• **DO THIS**: Find the lines that hold the word "page" and return them.
--- Start ---
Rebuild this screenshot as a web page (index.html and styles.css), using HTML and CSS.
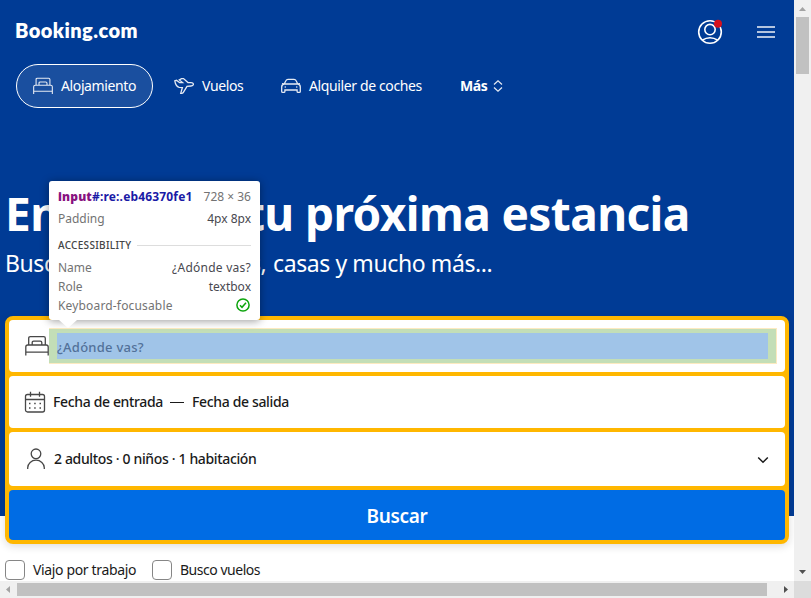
FILE: index.html
```html
<!DOCTYPE html>
<html lang="es">
<head>
<meta charset="utf-8">
<title>Booking.com</title>
<link rel="stylesheet" href="styles.css">
</head>
<body>
<svg class="defs" width="0" height="0">
  <symbol id="bed" viewBox="0 0 24 24"><path d="M3.700 11V4.200q0-1.600 1.600-1.600h13.400q1.600 0 1.600 1.600V11M7.200 11V8.600q0-1.500 1.500-1.500h6.600q1.500 0 1.500 1.500V11M.8 21.500V13q0-2 2-2h18.400q2 0 2 2v8.500M.8 18.200h22.400"/></symbol>
</svg>
<div class="window">
  <div class="page">
    <header class="hero">
      <div class="topbar">
        <div class="logo">Booking.com</div>
        <div class="actions">
          <svg class="account" width="26" height="26" viewBox="0 0 26 26"><circle cx="13" cy="13" r="11.3"/><circle cx="13" cy="10.6" r="5.2"/><path d="M5.2 21.2q7.8-5 15.6 0"/><circle class="dot" cx="21" cy="4.8" r="4"/></svg>
          <svg class="burger" width="18" height="14" viewBox="0 0 18 14"><path d="M0 2h18M0 7h18M0 12h18"/></svg>
        </div>
      </div>
      <nav class="tabs">
        <a class="tab active"><svg class="icon" width="20" height="20"><use href="#bed"/></svg><span>Alojamiento</span></a>
        <a class="tab flights"><svg class="icon" width="20" height="20" viewBox="0 0 20 20"><path d="M.8 4.800l1.600-.5 3.200 2.300h3L5.300 3.900l2.200-1.300h2l4.500 4h3c1.500 0 2.400.7 2.400 1.600 0 1.100-1 1.700-2.400 1.800l-4 .4-3.800 6.300c-.5.800-1.300.9-2.500.7l1.700-5.900-3.200-.2C2.700 10.600 1.300 7.800.8 4.800z"/></svg><span>Vuelos</span></a>
        <a class="tab cars"><svg class="icon" width="20" height="20" viewBox="0 0 20 20"><path d="M3.200 8L5 4.500Q5.500 3.300 7 3.300h6q1.500 0 2 1.200L16.800 8M1 7.600l2.200.4h13.600l2.200-.4M3.200 8Q.7 8.400.7 11v4.400q0 1 1 1h1.200q1 0 1-1V14h12.200v1.400q0 1 1 1h1.200q1 0 1-1V11q0-2.600-2.500-3"/><path d="M3.700 11h1.100M15.200 11h1.100"/></svg><span>Alquiler de coches</span></a>
        <a class="tab more"><span>Más</span><svg class="icon" width="10" height="12" viewBox="0 0 10 12"><path d="M1 4.500l4-3.700 4 3.700M1 7.500l4 3.700 4-3.700"/></svg></a>
      </nav>
      <h1><span>Encuentra</span> <span>tu próxima estancia</span></h1>
      <p class="lead"><span>Busca ofertas en hoteles,</span> <span>casas y mucho más...</span></p>
    </header>
    <main>
      <form class="search">
        <div class="field destination">
          <svg class="icon" width="24" height="24"><use href="#bed"/></svg>
          <div class="input"><div class="input-content">¿Adónde vas?</div></div>
          <aside class="tooltip">
            <div class="line head"><span class="selector"><b>input</b>#:re:.eb46370fe1</span><span class="size">728 × 36</span></div>
            <div class="line"><span>Padding</span><span class="value">4px 8px</span></div>
            <div class="section">ACCESSIBILITY</div>
            <div class="line"><span>Name</span><span class="value question">¿Adónde vas?</span></div>
            <div class="line"><span>Role</span><span class="value">textbox</span></div>
            <div class="line"><span class="keyboard">Keyboard-focusable</span><svg class="check" width="16" height="16" viewBox="0 0 16 16"><circle cx="8" cy="8" r="6.1"/><path d="M5 8.300l2 2 4-4.600"/></svg></div>
          </aside>
        </div>
        <div class="field dates">
          <svg class="icon" width="22" height="22" viewBox="0 0 22 22"><rect x="1.500" y="3.500" width="19" height="17.500" rx="2"/><path d="M1.500 8.500h19M6.500.8v5M15.500.8v5"/><path class="dots" d="M5 12.500h1.500M10.200 12.500h1.500M15.500 12.500H17M5 17h1.500M10.200 17h1.500M15.500 17H17"/></svg>
          <span class="from">Fecha de entrada</span><i class="dash"></i><span class="to">Fecha de salida</span>
        </div>
        <div class="field guests">
          <svg class="icon" width="20" height="22" viewBox="0 0 20 22"><circle cx="10" cy="5.800" r="4.800"/><path d="M1.700 21v-1.200a8.300 7.600 0 0 1 16.600 0V21"/></svg>
          <span class="people">2 adultos · 0 niños · 1 habitación</span>
          <svg class="chevron" width="12" height="8" viewBox="0 0 12 8"><path d="M1.200 1.500L6 6.200l4.800-4.700"/></svg>
        </div>
        <div class="submit"><span>Buscar</span></div>
      </form>
      <div class="options">
        <label><i class="box"></i><span class="work">Viajo por trabajo</span></label>
        <label><i class="box"></i><span class="look">Busco vuelos</span></label>
      </div>
    </main>
  </div>
  <div class="vbar"><svg width="17" height="16" viewBox="0 0 17 16"><path fill="#a3a3a3" d="M5 11l3.500-4 3.500 4z"/></svg><div class="thumb"></div><svg class="end" width="17" height="17" viewBox="0 0 17 17"><path fill="#505050" d="M5 6h7l-3.500 4z"/></svg></div>
  <div class="hbar"><svg width="17" height="17" viewBox="0 0 17 17"><path fill="#a3a3a3" d="M10 5v7L6 8.500z"/></svg><div class="thumb"></div><svg class="end" width="17" height="17" viewBox="0 0 17 17"><path fill="#505050" d="M7 5v7l4-3.500z"/></svg></div>
  <div class="corner"></div>
</div>
</body>
</html>
```
FILE: styles.css
```css
* { box-sizing: border-box; }
body { margin: 0; font-family: "Noto Sans", "Open Sans", sans-serif; font-size: 14px; color: #1a1a1a; overflow: hidden; }
span { white-space: nowrap; }
svg { display: block; flex: none; fill: none; }
.defs { position: absolute; }
.window { display: grid; grid-template-columns: 794px 17px; grid-template-rows: 581px 17px; width: 811px; height: 598px; }
.page { overflow: hidden; background: #fff; }

.hero { height: 516px; background: #003b95; color: #fff; }
.topbar { display: flex; justify-content: space-between; height: 64px; padding: 0 19px 0 15px; align-items: center; }
.logo { font: 800 20px/26px Lato, sans-serif; letter-spacing: 0.45px; margin-top: -4px; }
.actions { display: flex; align-items: center; gap: 34px; }
.account { stroke: #fff; stroke-width: 1.6; }
.account .dot { fill: #d4111e; stroke: none; }
.burger { stroke: #b3c4df; stroke-width: 2; }
.tabs { display: flex; height: 44px; padding-left: 16px; line-height: 20px; letter-spacing: -.38px; }
.tab { display: flex; align-items: center; gap: 8px; height: 44px; }
.tab .icon { stroke: #e6ebf4; stroke-width: 1.3; }
.tab.active { width: 137px; padding-left: 16px; border: 1px solid #fff; border-radius: 22px; background: #1a4f9f; }
.flights { margin-left: 21px; width: 70px; }
.cars { margin-left: 37px; width: 142px; }
.more { margin-left: 37px; gap: 6px; font-weight: 700; }
.more .icon { stroke-width: 1.2; }
h1 { margin: 74px 0 0 5px; font-size: 46px; line-height: 62px; font-weight: 700; letter-spacing: -.6px; display: flex; }
h1 span:first-child { width: 240px; }
.lead { margin: 1px 0 0 5px; font-size: 23px; line-height: 36px; letter-spacing: -.4px; display: flex; }
.lead span:first-child { width: 268px; }

.search { position: relative; width: 784px; margin: -200px 0 0 5px; display: grid; grid-template-rows: 52px 52px 54px 50px; gap: 4px; border: 4px solid #ffb700; border-radius: 8px; background: #ffb700; box-shadow: 0 2px 8px rgba(26,26,26,.16); }
.field { display: flex; align-items: center; background: #fff; border-radius: 4px; font-weight: 500; letter-spacing: -.35px; }
.field .icon { stroke: #474747; stroke-width: 1.3; }
.destination { position: relative; padding-left: 16px; letter-spacing: normal; }
.input { display: flex; width: 728px; height: 36px; padding: 4px 8px; border: 1px solid #fceac0; border-left: 0; background: #c3deb7; }
.input-content { width: 711px; height: 26px; background: #a0c4e8; color: #527199; line-height: 28px; font-size: 13px; letter-spacing: .25px; }
.dates { padding-left: 15px; }
.dates .dots { stroke-width: 1.5; }
.from, .to, .people, .work, .look { margin-bottom: 2px; }
.from { width: 109px; margin-left: 7px; }
.dash { width: 14px; height: 1px; margin: 1px 8px 0; background: #1a1a1a; }
.guests { padding-left: 17px; }
.people { margin-left: 8px; }
.chevron { margin: 2px 16px 0 auto; stroke: #1a1a1a; stroke-width: 1.5; }
.submit { display: flex; align-items: center; justify-content: center; border-radius: 4px; background: #006ce4; color: #fff; font-size: 19px; font-weight: 600; letter-spacing: -.3px; padding-top: 2px; }
.options { display: flex; gap: 16px; padding: 16px 0 0 5px; letter-spacing: -.35px; }
.options label { display: flex; align-items: center; gap: 8px; height: 20px; }
.work { width: 103px; }
.look { letter-spacing: -.48px; }
.box { width: 20px; height: 20px; border: 1px solid #868686; border-radius: 4px; }

.tooltip { position: absolute; left: 40px; top: -139px; width: 211px; height: 139px; padding: 6px 9px 0; background: #fff; border-radius: 3px; box-shadow: 0 1px 8px rgba(0,0,0,.4); font-size: 12px; font-weight: 400; color: #737373; z-index: 1; }
.tooltip::after { content: ""; position: absolute; left: 10px; top: 139px; border: 9px solid transparent; border-width: 8px 9px 0; border-top-color: #fff; }
.line { display: flex; justify-content: space-between; height: 19px; line-height: 19px; }
.head { height: 22px; }
.selector { font-weight: 700; color: #1a1aa6; letter-spacing: .16px; }
.selector b { color: #881280; }
.value { color: #48484f; }
.question { letter-spacing: .25px; }
.keyboard { letter-spacing: .16px; }
.section { display: flex; align-items: center; gap: 6px; height: 30px; padding-top: 4px; font-size: 10px; letter-spacing: .3px; color: #444; font-weight: 500; }
.section::after { content: ""; flex: 1; height: 1px; background: #ddd; }
.check { stroke: #0ca40c; stroke-width: 1.5; margin-top: 1px; }

.vbar, .hbar { display: flex; background: #f0f0f0; }
.vbar { flex-direction: column; }
.vbar .thumb { width: 13px; height: 57px; margin: 1px 0 0 2px; background: #c1c1c1; }
.vbar .end { margin-top: auto; }
.hbar .thumb { width: 750px; height: 13px; margin-top: 2px; background: #c1c1c1; }
.hbar .end { margin-left: auto; }
.corner { background: #dcdcdc; }
```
--- End ---
• **RESULT**:
Rebuild this screenshot as a web page (index.html and styles.css), using HTML and CSS.
  <div class="page">
.page { overflow: hidden; background: #fff; }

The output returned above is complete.